If you had a bingo cage (75 balls) and you needed to fish out #13, you’d have a >50% chance of success in 38 tries, and 100% in 75 tries, if you exercised common sense, and didn’t throw the old balls back in.

However, when dealing with independent trials (where the chances of pulling the #13 ball are the same, regardless of what you pulled out before), you’d need 52 tries to have a 50% chance of success, and it would take a whopping 224 tries to achieve a 95% chance of success. A 99% chance of success requires 344 tries.

That kind of result tends to get people screaming “But there are only 75 balls!”

They get even angrier if you try to explain that it’d take 26 tries to guarantee a 99% chance of rolling a “6” on a standard die. It’s pretty easy to roll a “6” in one try (16.66%), but it’s really hard to GUARANTEE a “6”

7

So we’re rolling a die, and we want to know the odds of six coming up at least once in 26 rolls, we say

  1. On each roll, the odds of a six not coming up is 5/6, or 0.833.
  2. We roll 26 times, or (5/6)^26, which is about 0.0087
  3. subtract this from 1 to find the percentage, which is 0.9913

That is the probability of rolling at least one six in 26 trials?

8

What you’re talking about is a geometric distribution.

9

This conversation actually happened last summer.

Me: Why are you buying two Cokes?

Friend: The bottles say ‘1 in 6 wins free Coke’. The last four I bought didn’t win.

Me: :dubious: …um, are you joking? You do know that makes no sense, yes?

Friend: Well, I mean, I know it’s not 100 percent that I’ll win, but it has to be
pretty close, right?

Me: Do you actually want me to answer that? Because the answer is no.
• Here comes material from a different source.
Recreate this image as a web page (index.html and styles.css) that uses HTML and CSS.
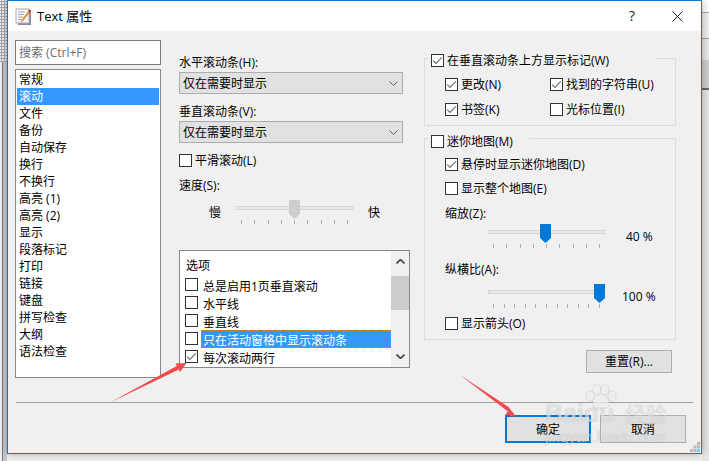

Trust me on this.

Friend: Why?

Me: [explains meaning of “1 in 6” probability taken over multiple tries, runs over “past results increase probability of future events” fallacy]

Friend: :confused: Well one of these should win.

Me: :smack:

10

I think if I had one wish I would relieve everyone in the world of this confusion.

If I had two wishes, eh, there’s always world hunger.